Mogens Koch (1898 – 1992) was a Danish Architect and Designer. Mogens Koch was born in the Frederiksberg district of Copenhagen.
He attended the architecture school at the Royal Danish Academy of Fine Arts in Copenhagen. Between 1925 and 1932, he worked for Carl Petersen, Ivar Bentsen and Kaare Klint, where he was trained in the Danish functional tradition.
Between 1950-68, he was professor, Det Kongelige Danske Kunstakademi, in 1956, visiting lecturer, Massachusetts Institute of Technology, Cambridge, Massachusetts, and, in 1962, at Industrial Art Institute, Tokyo.
In 1934, he set up his own design office. He designed the 1932 Safari chair, still in production today by Interna in Frederikssund (Denmark). He designed a range of objects, including furniture for Rasmussens Snedkerier, Ivan Schlechter, Cado, Danish CWS, and Interna; carpets; fittings; silver; and fabrics for use in the restoration of Danish churches. He published the book Modern Danish Arts — Craftsmanship (1948).
Before teaching at the Royal Academy, Koch had the good fortune to be a student of noted architect and Professor Kaare Klint. Klint challenged Koch to draw everlasting designs, not only furniture architects but also to design monuments, buildings, textiles and silverware. Klint was impressed with Mogens Koch talent as a student, and after Koch graduated, he went on to be employed at Carl Petersen, Ivar Bentsen and Kaare Klint architect studio. Koch worked at this studio from 1925 until 1932. Here, he learned to work with the principles behind the Danish functionalism tradition.

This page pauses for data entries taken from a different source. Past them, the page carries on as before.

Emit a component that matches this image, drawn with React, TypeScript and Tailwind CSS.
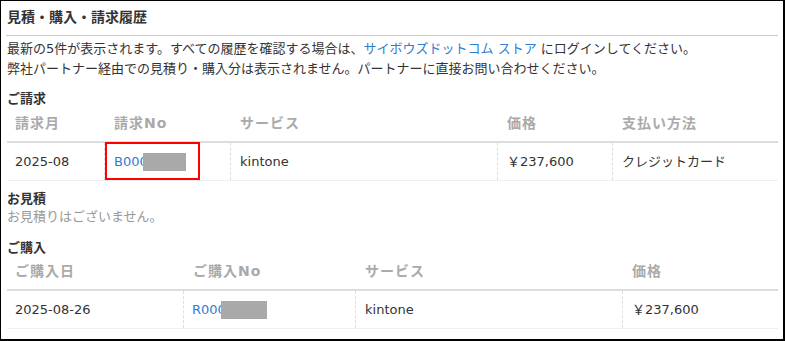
import React from "react";

function HeaderCell({ children, first }: { children: React.ReactNode; first?: boolean }) {
  return (
    <div
      className={`flex h-[32px] items-center pb-[3px] text-[14px] font-bold tracking-[1px] text-[#aaaaaa] ${
        first ? "pl-[8px]" : "pl-[10px]"
      }`}
    >
      {children}
    </div>
  );
}

function DataCell({
  children,
  first,
  relative,
}: {
  children: React.ReactNode;
  first?: boolean;
  relative?: boolean;
}) {
  return (
    <div
      className={`flex h-[37px] items-center whitespace-nowrap text-[13px] text-[#333333] ${
        first ? "pl-[8px]" : "border-l border-dashed border-[#dddddd] pl-[9px]"
      } ${relative ? "relative" : ""}`}
    >
      {children}
    </div>
  );
}

function Redacted({ w }: { w: string }) {
  return <span className={`ml-[-5px] inline-block h-[18px] bg-[#a9a9a9] ${w}`} />;
}

export default function App() {
  return (
    <div className="box-border h-[341px] w-[785px] overflow-hidden border-t border-l border-r-2 border-b-2 border-black bg-white font-['DejaVu_Sans','Noto_Sans_CJK_JP',sans-serif] text-[#333333]">
      <div className="mx-[5px] flex h-[35px] items-center border-b border-[#cccccc] pb-[2px] pl-[1px] text-[14px] font-bold leading-[20px] text-[#333333]">
        見積・購入・請求履歴
      </div>
      <div className="px-[5px]">
        <div className="mt-[3px] pl-[1px] text-[13px] leading-[20px]">
          <div>
            最新の5件が表示されます。すべての履歴を確認する場合は、
            <span className="text-[#2e7dd1]">サイボウズドットコム ストア</span> にログインしてください。
          </div>
          <div>弊社パートナー経由での見積り・購入分は表示されません。パートナーに直接お問い合わせください。</div>
        </div>

        <div className="mt-[10px] pl-[1px] text-[13px] font-bold leading-[20px]">ご請求</div>
        <div className="ml-[1px] w-[771px]">
          <div className="grid grid-cols-[97px_126px_267px_115px_166px] border-b-2 border-[#dddddd]">
            <HeaderCell first>請求月</HeaderCell>
            <HeaderCell>請求No</HeaderCell>
            <HeaderCell>サービス</HeaderCell>
            <HeaderCell>価格</HeaderCell>
            <HeaderCell>支払い方法</HeaderCell>
          </div>
          <div className="grid grid-cols-[97px_126px_267px_115px_166px] border-b border-[#eeeeee]">
            <DataCell first>2025-08</DataCell>
            <DataCell relative>
              <span className="text-[#2e7dd1]">B000</span>
              <Redacted w="w-[43px]" />
              <span className="absolute left-0 top-[-1px] h-[38px] w-[95px] border-[2.5px] border-[#ff0000]" />
            </DataCell>
            <DataCell>kintone</DataCell>
            <DataCell>￥237,600</DataCell>
            <DataCell>クレジットカード</DataCell>
          </div>
        </div>

        <div className="mt-[9px] pl-[1px] text-[13px] font-bold leading-[18px]">お見積</div>
        <div className="pl-[1px] text-[13px] leading-[18px] text-[#999999]">お見積りはございません。</div>

        <div className="mt-[13px] pl-[1px] text-[13px] font-bold leading-[18px]">ご購入</div>
        <div className="ml-[1px] w-[771px]">
          <div className="grid grid-cols-[176px_172px_267px_156px] border-b-2 border-[#dddddd]">
            <HeaderCell first>ご購入日</HeaderCell>
            <HeaderCell>ご購入No</HeaderCell>
            <HeaderCell>サービス</HeaderCell>
            <HeaderCell>価格</HeaderCell>
          </div>
          <div className="grid grid-cols-[176px_172px_267px_156px] border-b border-[#eeeeee]">
            <DataCell first>2025-08-26</DataCell>
            <DataCell>
              <span className="ml-[-1px] text-[#2e7dd1]">R000</span>
              <Redacted w="w-[46px]" />
            </DataCell>
            <DataCell>kintone</DataCell>
            <DataCell>￥237,600</DataCell>
          </div>
        </div>
      </div>
    </div>
  );
}
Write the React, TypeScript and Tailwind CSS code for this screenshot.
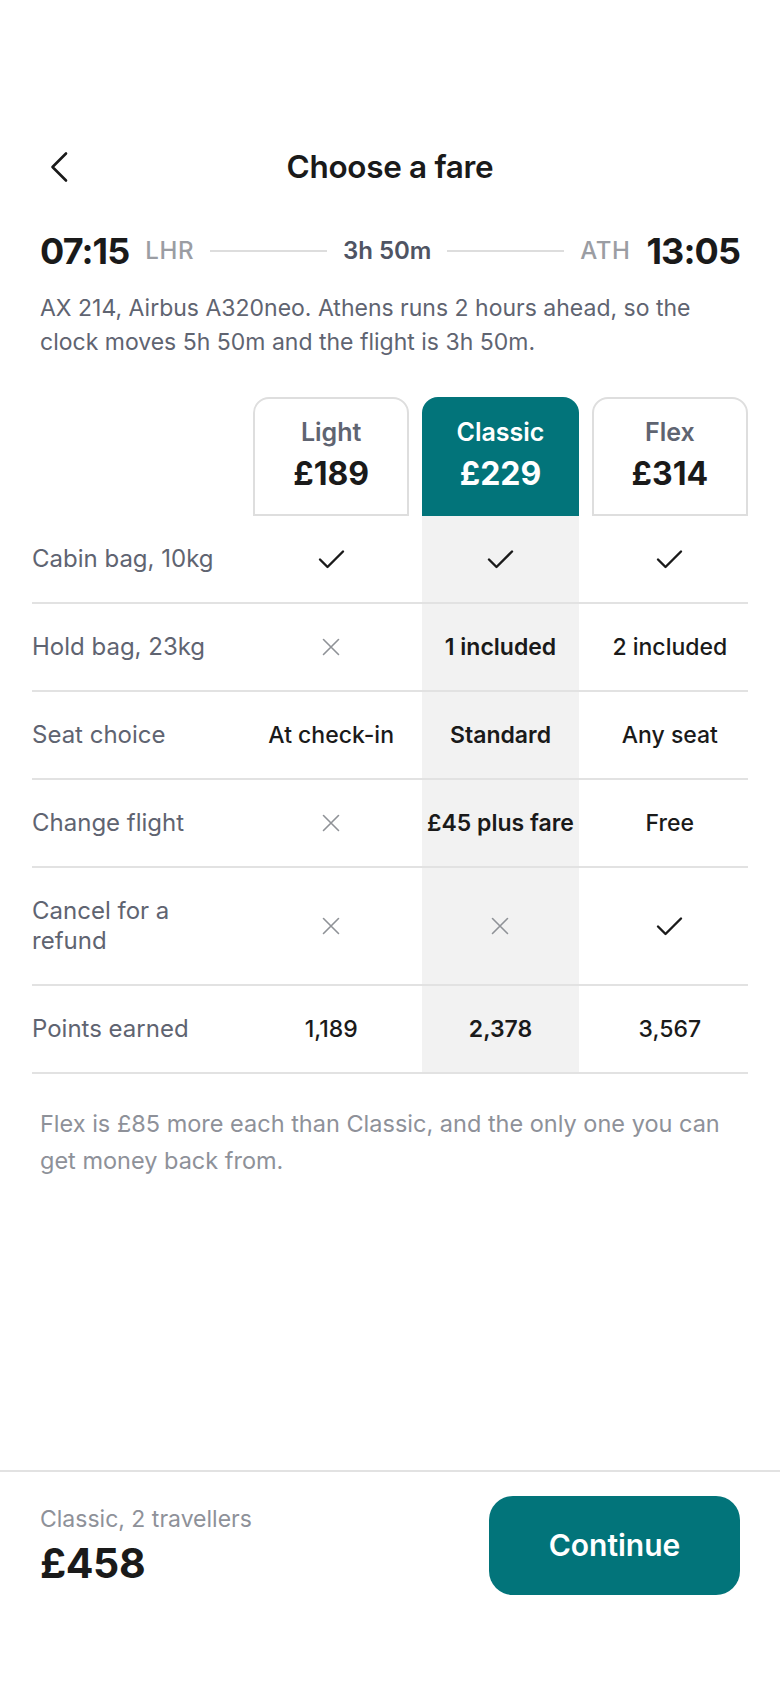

The furniture designed by Mogens Koch is some of the most elegant and practical solutions to the demands of comfort, functionality and aesthetics. Koch’s designs have been the central feature of the Rud Rasmussen Company since 1932, and many of his furniture designs are still in production today. In 1934 Koch opened his studio.
Like Klint, Koch often used previous generations experience in furniture design and implemented these experiences into his designs. Some of Koch’s best-known works include the Royal Veterinary and Agricultural University extension in Frederiksberg. This was a joint project with Steen Eiler Rasmussen. Koch’s released a highly successful sectional bookcase in 1928. A ‘Folding chair’ was designed in 1933 but was not manufactured until 1959, yet is still being manufactured today. Koch is also known for the renovation of churches.
Mogens Koch’s professional direction changed a little in the 1950s, and he began spending much of his time renovating churches and other buildings. He converted the former Frederiks Hospital in Copenhagen for use by the Danish Museum of Art & Design.
Mogens Koch is one of the few Danish architects who have wholly succeeded in implementing Kaare Klint’s teachings of functionalism. Koch’s most famous piece of furniture is the square bookcase designed for his own home in 1928. It has an exceptionally flexible, space-saving design, and it was adjustable for the book formats of the future. Like Kaare Klint, Mogens Koch spent much time studying mathematics and human proportions and studying historical furniture items to help his designs. Koch’s practical and natural furniture is usually made of indestructible maintenance-free materials.
His work was regularly shown at the Triennali di Milano and included in the 1925 Paris’ Exposition Internationale des Arts Décoratifs et Industriels Modernes,’ 1937 Paris’ Exposition Internationale des Arts Décoratifs et Techniques dans la Vie Moderne,’ 1958 “Formes Scandinaves’ at the Paris Musée des Arts Décoratifs, 1960—61 USA ‘The Arts of Denmark’ travelling exhibition, 1968 ‘Two Centuries of Danish Design’ at the Victoria and Albert Museum, London. He received the 1938 Eckersberg Medal and 1963 C.F. Hansen Medal.